Having conducted metrics-based research and advocacy while at the Bipartisan Policy Center, and observing how data-driven decision making was being used in areas like baseball and politics, Daniel was curious why the legal industry had fallen so far behind. Even though the legal field is often considered to be slow moving, there are currently over 11 million opinions in the U.S. judicial system with more than 350,000 new opinions issued per year. There is also a glut of secondary material that has appeared on the scene in the form of legal news sources, white papers, law blogs and more. Inspired by technology’s ability to harness and utilize vast amounts of information, Daniel founded Ravel Law to accommodate the dramatically growing world of legal information.
Ravel Law is optimized for all lawyers across the country. Currently, thousands of associates, partners, and in-house counsel are using Ravel. Ravel has as also begun working with 30 of the top law schools around the country, with thousands of law students learning how to use it right alongside legal research staples such as Westlaw and LexisNexis. Professors and students around the country have also independently discovered Ravel and are using and teaching it. When asked why he works with law schools, Daniel said “We work with schools because students are always the latest generation and have the highest expectations about how technology should work for them.” Students have given the Ravel team excellent feedback and have grown into a loyal user base over the past few years. Once these students graduate, they introduce Ravel to their firms. Ravel’s user base has been growing very quickly and they have only released a small portion of what their technology is ultimately capable of.

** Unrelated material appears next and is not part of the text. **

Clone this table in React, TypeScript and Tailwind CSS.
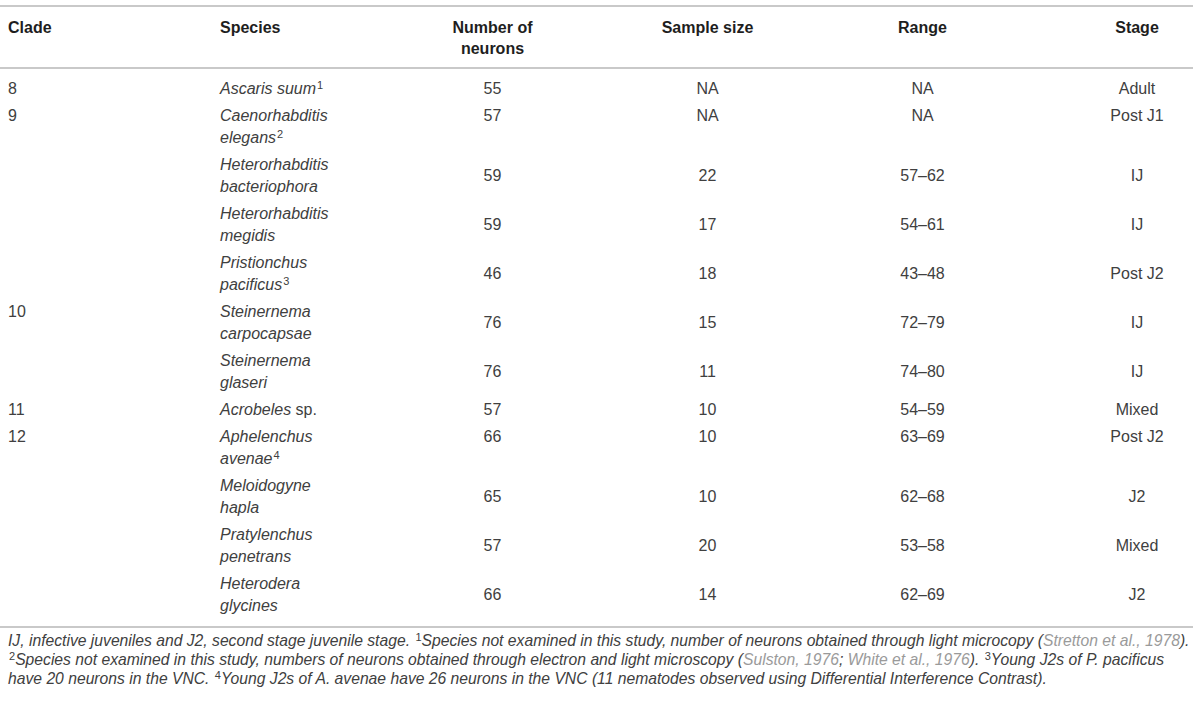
type Row = {
  clade?: string;
  species: [string, string?];
  sup?: string;
  neurons: string;
  sample: string;
  range: string;
  stage: string;
  top?: boolean;
};

const rows: Row[] = [
  { clade: '8', species: ['Ascaris suum'], sup: '1', neurons: '55', sample: 'NA', range: 'NA', stage: 'Adult' },
  { clade: '9', species: ['Caenorhabditis', 'elegans'], sup: '2', neurons: '57', sample: 'NA', range: 'NA', stage: 'Post J1', top: true },
  { species: ['Heterorhabditis', 'bacteriophora'], neurons: '59', sample: '22', range: '57–62', stage: 'IJ' },
  { species: ['Heterorhabditis', 'megidis'], neurons: '59', sample: '17', range: '54–61', stage: 'IJ' },
  { species: ['Pristionchus', 'pacificus'], sup: '3', neurons: '46', sample: '18', range: '43–48', stage: 'Post J2' },
  { clade: '10', species: ['Steinernema', 'carpocapsae'], neurons: '76', sample: '15', range: '72–79', stage: 'IJ' },
  { species: ['Steinernema', 'glaseri'], neurons: '76', sample: '11', range: '74–80', stage: 'IJ' },
  { clade: '11', species: ['Acrobeles'], neurons: '57', sample: '10', range: '54–59', stage: 'Mixed' },
  { clade: '12', species: ['Aphelenchus', 'avenae'], sup: '4', neurons: '66', sample: '10', range: '63–69', stage: 'Post J2', top: true },
  { species: ['Meloidogyne', 'hapla'], neurons: '65', sample: '10', range: '62–68', stage: 'J2' },
  { species: ['Pratylenchus', 'penetrans'], neurons: '57', sample: '20', range: '53–58', stage: 'Mixed' },
  { species: ['Heterodera', 'glycines'], neurons: '66', sample: '14', range: '62–69', stage: 'J2' },
];

// superscript footnote marks stay upright, like in the printed table
const Sup = ({ n }: { n: string }) => <sup className="not-italic text-[11px] ml-px">{n}</sup>;

const App = () => {
  return (
    <div className="bg-white min-h-[701px] pt-[5px] font-['Liberation_Sans',Arial,sans-serif] text-[#404040]">
      <table className="w-[1193px] table-fixed border-collapse text-[16px]">
        <colgroup>
          <col className="w-[212px]" />
          <col className="w-[173px]" />
          <col className="w-[215px]" />
          <col className="w-[215px]" />
          <col className="w-[215px]" />
          <col className="w-[163px]" />
        </colgroup>
        <thead>
          <tr className="border-t-2 border-b-2 border-[#c9c9c9] text-[#1e1e1e] font-bold leading-[21px]">
            <th className="text-left align-top pl-2 pt-[10px] pb-[8px]">Clade</th>
            <th className="text-left align-top pl-2 pt-[10px] pb-[8px]">Species</th>
            <th className="text-center align-top pt-[10px] pb-[8px]">
              Number of
              <br />
              neurons
            </th>
            <th className="text-center align-top pt-[10px] pb-[8px]">Sample size</th>
            <th className="text-center align-top pt-[10px] pb-[8px]">Range</th>
            <th className="text-center align-top pl-[51px] pt-[10px] pb-[8px]">Stage</th>
          </tr>
        </thead>
        <tbody className="leading-[22px] border-b-2 border-[#c9c9c9]">
          {rows.map((r, i) => {
            const pad =
              i === 0
                ? 'pt-[9px] pb-[2px]'
                : i === rows.length - 1
                  ? 'pt-[3px] pb-[9px]'
                  : 'pt-[3px] pb-[2px]';
            const va = r.top ? 'align-top' : 'align-middle';
            return (
              <tr key={i}>
                <td className={`pl-2 align-top ${pad}`}>{r.clade}</td>
                <td className={`pl-2 align-top italic ${pad}`}>
                  {r.species[0]}
                  {r.species[0] === 'Acrobeles' && <span className="not-italic"> sp.</span>}
                  {!r.species[1] && r.sup && <Sup n={r.sup} />}
                  {r.species[1] && (
                    <>
                      <br />
                      {r.species[1]}
                      {r.sup && <Sup n={r.sup} />}
                    </>
                  )}
                </td>
                <td className={`text-center ${va} ${pad}`}>{r.neurons}</td>
                <td className={`text-center ${va} ${pad}`}>{r.sample}</td>
                <td className={`text-center ${va} ${pad}`}>{r.range}</td>
                <td className={`text-center pl-[51px] ${va} ${pad}`}>{r.stage}</td>
              </tr>
            );
          })}
        </tbody>
      </table>
      <div className="w-[1193px] pl-2 pt-[3px] italic text-[15.7px] leading-[19px] text-[#404040] whitespace-nowrap">
        <div>
          IJ, infective juveniles and J2, second stage juvenile stage. <Sup n="1" />Species not examined in this
          study, number of neurons obtained through light microcopy (
          <span className="text-[#9a9a9a]">Stretton et al., 1978</span>).
        </div>
        <div>
          <Sup n="2" />Species not examined in this study, numbers of neurons obtained through electron and light
          microscopy (<span className="text-[#9a9a9a]">Sulston, 1976</span>;{' '}
          <span className="text-[#9a9a9a]">White et al., 1976</span>). <Sup n="3" />Young J2s of P. pacificus
        </div>
        <div>
          have 20 neurons in the VNC. <Sup n="4" />Young J2s of A. avenae have 26 neurons in the VNC (11 nematodes
          observed using Differential Interference Contrast).
        </div>
      </div>
    </div>
  );
};

export default App;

Ravel’s team of PhDs and technical advisors from Google, LinkedIn, and Facebook, has coded advanced search algorithms to determine what is relevant, thereby enhancing legal research’s effectiveness and efficiency. Ravel provides insights, rather than simply lists of related materials, by using big data technologies such as machine learning, data visualization, advanced statistics and natural language processing. In a post-conference follow up Daniel elaborates: “Our visualizations then show how the results connect in context, helping people understand the legal landscape very rapidly as well as find needles in the haystack.” Ravel guides users toward analysis of relevant passages in a particular case, without navigating away from the original case or conducting a new search. Daniel and his colleagues will be launching more new features this year and are looking forward to continuing to “transform how attorneys search and understand all legal information.”